“Do you think I could join the band?” Noah picks up his guitar and strums quickly and very out of tune while making a Gene Simmons face.
I set my hand over his to stop my ears from bleeding and try to fight back the laughter to no avail. My son is damn cute and funny, and he makes me believe in myself.
“You can be anything you want to be, Noah. I’m not going to stand in your way. I’ll be standing next to you, guiding and offering you all the support that you’ll need. When you succeed, I’ll be the first one to congratulate you unless your mom beats me to it... and if you fail, I’ll be there to pick up the pieces.”
Dads aren’t supposed to be sentimental, but I am. He’s far too important for me to hold back and not tell him how I feel. My father did that. I won’t. I won’t have a troubled relationship with my son, or be that parent he can’t come to whether it’s good or bad.
I lightly punch his shoulder and get a grin in return. “Okay, enough heavy stuff. When are you going to play the song for your mom?”
Noah returns to playing, focusing on the song this time. He hums a few lines and makes it really obvious he really doesn’t know the words.
“Can I help?” I ask, not wanting to step on his toes or get in his way.
“Sure.”
“What if you play and I sing?”
A thousand watt smile beams on his face as he fist pumps the air. “Mom is going to freaking love this.”
I quickly pull up the lyrics on my phone and read them over.
“Hey Dad,” he says, interrupting my studying.
“What’s up?”
“Do you think we could go to the studio and pretend like we’re actually laying down a track?”
Sometimes I just want to reach out, grab him and hold on, never letting go. This would be one of those moments. I’ve learned over the years, though, that too much affection is frowned upon when you’re a teenage boy.
“I think that’s a great idea. This way, once we perform, your mom can listen to it over and over again and we won’t have to treat her like a crazy fan girl.”
“Oh, she’s a fan girl all right.”
I stop dead in my tracks and bust out laughing. There have been times when I’d serenade Josie, only for her to go completely crazy and chase me around the house. It’s all in good fun. Noah doesn’t have a clue about how crazy the fans can get though, and that is something I’m trying to shield him from. The last thing I want is my son to witness women throwing their panties on stage, or cat fighting with security so they can get back stage. My favorite one is the one where they pretend they’re sick and get to use the bathroom nearest the green room. It never fails that they sneak past security and end up waiting for us.
I’ll take Josie’s type of fan girl over that any day.
Jimmy tweeted.
That is the only viable explanation as to why Whimsicality has a line outside the door. I shouldn’t complain, I’m grateful for the business. I’m just not prepared. Tonight was supposed to be about Liam and me. I was going to close the café before dinner and go home to my husband. With the band leaving tonight I need to spend every possible second with him. The last couple of days - actually more like hours - have been crazy. The fight we had, followed by my revelation, has left us both hurting in ways we can’t fix right now. Memories of the night he left still haunt me, and for me to throw it in his face was uncalled for. He’s told me why he left, why things ended for us, and I need to accept it and move on. If I can’t, I’m not in our marriage for the right reasons.

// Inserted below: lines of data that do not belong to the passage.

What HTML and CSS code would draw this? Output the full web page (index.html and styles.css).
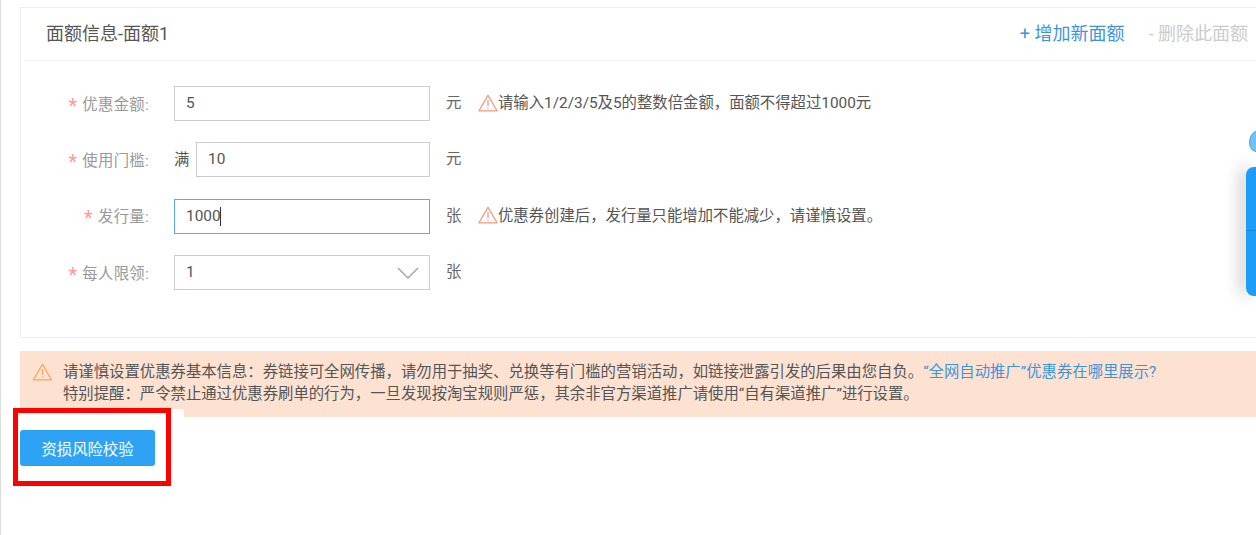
FILE: index.html
```html
<!DOCTYPE html>
<html lang="zh-CN">
<head>
<meta charset="utf-8">
<title>面额信息</title>
<link rel="stylesheet" href="styles.css">
</head>
<body>
<main class="page">
  <section class="card">
    <header class="card-head">
      <h2 class="card-title">面额信息-面额1</h2>
      <div class="card-actions">
        <a class="act act-add">+ 增加新面额</a>
        <a class="act act-del">- 删除此面额</a>
      </div>
    </header>
    <div class="form">
      <div class="row">
        <label class="label"><span class="star">*</span>优惠金额:</label>
        <div class="field"><div class="input">5</div></div>
        <span class="unit">元</span>
        <span class="hint">
          <svg class="warn" viewBox="0 0 20 18"><path d="M10 1.2 19 16.8H1Z" fill="none" stroke="#f0997c" stroke-width="1.3" stroke-linejoin="round"/><path d="M10 6v6M10 13.4v1.4" stroke="#f0997c" stroke-width="1.3" fill="none"/></svg>请输入1/2/3/5及5的整数倍金额，面额不得超过1000元
        </span>
      </div>
      <div class="row">
        <label class="label"><span class="star">*</span>使用门槛:</label>
        <div class="field"><span class="prefix">满</span><div class="input">10</div></div>
        <span class="unit">元</span>
      </div>
      <div class="row">
        <label class="label"><span class="star">*</span>发行量:</label>
        <div class="field"><div class="input input-focus">1000<i class="caret"></i></div></div>
        <span class="unit">张</span>
        <span class="hint">
          <svg class="warn" viewBox="0 0 20 18"><path d="M10 1.2 19 16.8H1Z" fill="none" stroke="#f0997c" stroke-width="1.3" stroke-linejoin="round"/><path d="M10 6v6M10 13.4v1.4" stroke="#f0997c" stroke-width="1.3" fill="none"/></svg>优惠券创建后，发行量只能增加不能减少，请谨慎设置。
        </span>
      </div>
      <div class="row">
        <label class="label"><span class="star">*</span>每人限领:</label>
        <div class="field"><div class="input input-select">1
          <svg class="chev" viewBox="0 0 22 12"><path d="M1 1 11 11 21 1" fill="none" stroke="#aaa" stroke-width="1.6"/></svg>
        </div></div>
        <span class="unit">张</span>
      </div>
    </div>
  </section>

  <section class="alert">
    <svg class="alert-icon" viewBox="0 0 20 18"><path d="M10 1.2 19 16.8H1Z" fill="none" stroke="#f5a55f" stroke-width="1.3" stroke-linejoin="round"/><path d="M10 6v6M10 13.4v1.4" stroke="#f5a55f" stroke-width="1.3" fill="none"/></svg>
    <p class="alert-text">请谨慎设置优惠券基本信息：券链接可全网传播，请勿用于抽奖、兑换等有门槛的营销活动，如链接泄露引发的后果由您自负。<a class="alert-link">“全网自动推广”优惠券在哪里展示?</a><br>特别提醒：严令禁止通过优惠券刷单的行为，一旦发现按淘宝规则严惩，其余非官方渠道推广请使用“自有渠道推广”进行设置。</p>
  </section>

  <div class="actions">
    <button class="btn" type="button">资损风险校验</button>
    <div class="mark-strip"></div>
    <div class="mark"></div>
  </div>
</main>
<div class="float-bubble"></div>
<div class="float-panel"><div class="float-top"></div><div class="float-bottom"></div></div>
</body>
</html>
```
FILE: styles.css
```css
* { box-sizing: border-box; }
html, body { margin: 0; height: 535px; overflow: hidden; background: #fff; }
body {
  font-family: Roboto, "Noto Sans CJK SC", sans-serif;
  font-size: 15.36px;
  color: #555;
  position: relative;
}
.page {
  height: 535px;
  padding: 7px 0 0 20px;
  border-left: 1px solid #ddd;
}
.page > * { margin-left: -1px; }

.card {
  height: 331px;
  border: 1px solid #eee;
  border-right: 0;
}
.card-head {
  height: 53px;
  margin-left: 4px;
  padding: 0 8px 0 21px;
  border-bottom: 1px solid #f2f2f2;
  display: flex;
  align-items: center;
  justify-content: space-between;
}
.card-title { margin: 0; font-size: 18px; font-weight: 400; color: #555; line-height: 50px; }
.card-actions { display: flex; gap: 24px; font-size: 18px; }
.act { line-height: 50px; }
.act-add { color: #3d95d8; }
.act-del { color: #ccc; }

.form { padding-top: 25px; }
.row {
  height: 35px;
  margin-bottom: 21.4px;
  display: flex;
  align-items: center;
}
.label {
  width: 128px;
  padding-top: 3px;
  text-align: right;
  color: #999;
  line-height: 35px;
  letter-spacing: .3px;
  white-space: nowrap;
}
.star {
  color: #f99;
  font-size: 20px;
  line-height: 0;
  margin-right: 5px;
  vertical-align: -3px;
}
.field {
  width: 256px;
  margin-left: 25px;
  display: flex;
  align-items: center;
}
.prefix { width: 22px; flex: none; color: #555; line-height: 37px; height: 35px; }
.input {
  flex: 1;
  height: 35px;
  padding: 0 11px;
  border: 1px solid #ccc;
  line-height: 33px;
  color: #555;
  position: relative;
  display: flex;
  align-items: center;
  background: #fff;
}
.input-focus { border-color: #55aee6; }
.caret { width: 1px; height: 19px; background: #333; margin-left: -1px; }
.input-select { justify-content: space-between; padding-right: 10px; }
.chev { width: 22px; height: 12px; flex: none; }
.unit { margin-left: 16px; width: 16px; color: #666; line-height: 35px; height: 35px; }
.hint { margin-left: 16px; display: flex; align-items: center; color: #555; white-space: nowrap; line-height: 31px; height: 35px; }
.warn { width: 20px; height: 18px; flex: none; margin-top: -2px; }

.alert {
  height: 66px;
  margin-top: 13px;
  padding: 10px 0 0 12px;
  background: #fde2d2;
  display: flex;
  align-items: flex-start;
  white-space: nowrap;
}
.alert-icon { width: 21px; height: 18px; flex: none; margin-top: 2px; }
.alert-text { margin: 0 0 0 10px; line-height: 22px; color: #555; }
.alert-link { color: #3d95d8; }

.actions { position: relative; padding-top: 13px; }
.btn {
  display: block;
  width: 135px;
  height: 36px;
  border: 0;
  border-radius: 3px;
  background: #2ea3f5;
  color: #fff;
  font: inherit;
  padding: 0;
}
.mark {
  position: absolute;
  left: -7px;
  top: -9px;
  width: 158px;
  height: 78px;
  border: 5px solid #f00;
}
.mark-strip {
  position: absolute;
  left: 0;
  top: -8px;
  width: 164px;
  height: 8px;
  background: #fff;
}

.float-bubble {
  position: absolute;
  left: 1249px;
  top: 130px;
  width: 18px;
  height: 22px;
  border-radius: 70% 30% 30% 50%;
  background: #6cc4f7;
  border: 1px solid #59a6d8;
}
.float-panel {
  position: absolute;
  right: 0;
  top: 167px;
  width: 10px;
  height: 129px;
  border-radius: 8px 0 0 8px;
  background: #1c9ef8;
  box-shadow: -6px 0 16px rgba(0, 0, 0, .22);
  overflow: hidden;
}
.float-top { height: 64px; border-bottom: 1px solid #1787d6; }
```
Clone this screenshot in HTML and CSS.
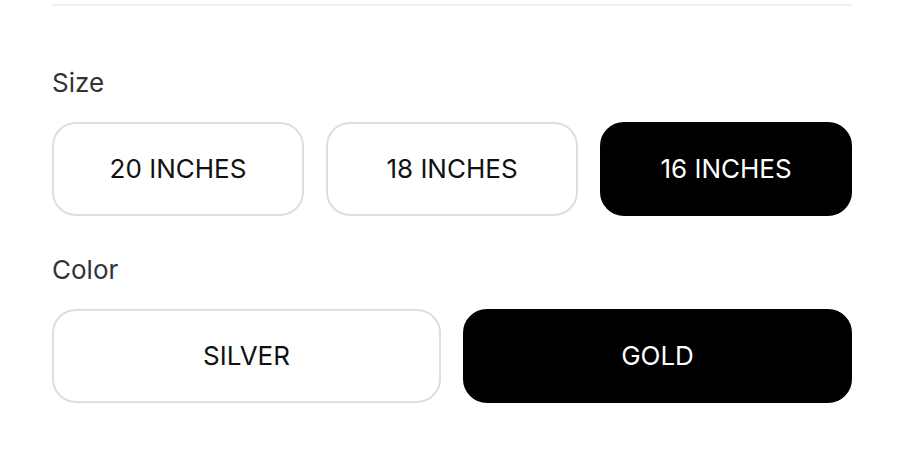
FILE: index.html
```html
<!DOCTYPE html>
<html>
<head>
<meta charset="utf-8">
<link rel="stylesheet" href="styles.css">
</head>
<body>
<div class="panel">
  <div class="divider"></div>
  <div class="option-group first">
    <div class="label">Size</div>
    <div class="choices three">
      <button class="choice">20 INCHES</button>
      <button class="choice">18 INCHES</button>
      <button class="choice selected">16 INCHES</button>
    </div>
  </div>
  <div class="option-group">
    <div class="label">Color</div>
    <div class="choices two">
      <button class="choice">SILVER</button>
      <button class="choice selected">GOLD</button>
    </div>
  </div>
</div>
</body>
</html>
```
FILE: styles.css
```css
html, body {
  margin: 0;
  padding: 0;
  background: #fff;
}
body {
  font-family: Inter, "Liberation Sans", sans-serif;
}
.panel {
  padding: 4px 64px 0 52px;
  width: 800px;
}
.divider {
  height: 2px;
  background: #efefef;
}
.option-group {
  margin-top: 38px;
}
.option-group.first {
  margin-top: 61px;
}
.label {
  font-size: 26px;
  line-height: 32px;
  color: #333;
  margin-bottom: 23px;
}
.choices {
  display: grid;
  gap: 22px;
}
.choices.three { grid-template-columns: repeat(3, 1fr); }
.choices.two { grid-template-columns: repeat(2, 1fr); }
.choice {
  height: 94px;
  box-sizing: border-box;
  border: 2px solid #dedede;
  border-radius: 24px;
  background: #fff;
  color: #111;
  font-family: Inter, "Liberation Sans", sans-serif;
  font-size: 26px;
  font-weight: 400;
  padding: 0 0 2px;
  display: flex;
  align-items: center;
  justify-content: center;
}
.choice.selected {
  background: #000;
  border-color: #000;
  color: #fff;
}
```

When Dana, one of my waitresses, called begging for help I knew something was up. While my business is successful, we’re not over the top busy unless it’s an open mic night or the guys are playing. Neither of which were supposed to happen tonight until Jimmy sent out his tweet: 4225 West impromptu gig at Whims before we head to LA! It only took a swipe of my thumb to see what her panic was about.